Systematic study of electrochemical performance of nickel iron hydroxide (NiFe(OH)2) electrocatalyst at high current densities in alkaline seawater solutions

Abstract

Renewable energy for green hydrogen production presents a promising avenue for sustainable energy storage. However, the increasing demand for green hydrogen may strain freshwater resources. The direct electrolysis of seawater is considered an alternative, but high anion concentration in seawater poses challenges. This study focuses on testing cost-effective electrocatalysts for the oxygen evolution reaction (OER) to facilitate hydrogen generation from seawater electrolysis. The investigation of electrodeposited nickel-iron hydroxide (NiFe(OH)₂) on a microelectrode in alkaline seawater solutions shows promising results for achieving low overpotentials at high current densities. In alkaline simulated seawater (1 M KOH and 0.5 M NaCl), the electrode exhibited low overpotentials of 278 and 305 mV at 333 K, to reach current densities of 500 and 1000 mA cm⁻², respectively.
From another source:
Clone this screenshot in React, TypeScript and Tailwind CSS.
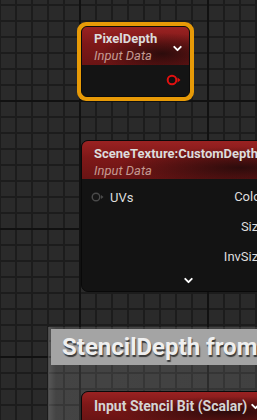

Furthermore, in alkaline natural seawater, the electrode exhibited low overpotentials of 347 and 382 mV at 333 K, to reach 500 and 1000 mA cm⁻², respectively. To deliver a current density of 2000 mA cm⁻², the catalyst requires overpotentials of only 341 mV in 1 M KOH and 0.5 M NaCl solution and 409 mV in alkaline Absolute Ocean, a standardised seawater solution. Overall, the findings from this study provide a benchmark to contribute to the understanding of an effective, low-cost, easy-to-synthesize OER catalyst for seawater electrolysis, offering a practical solution for hydrogen generation.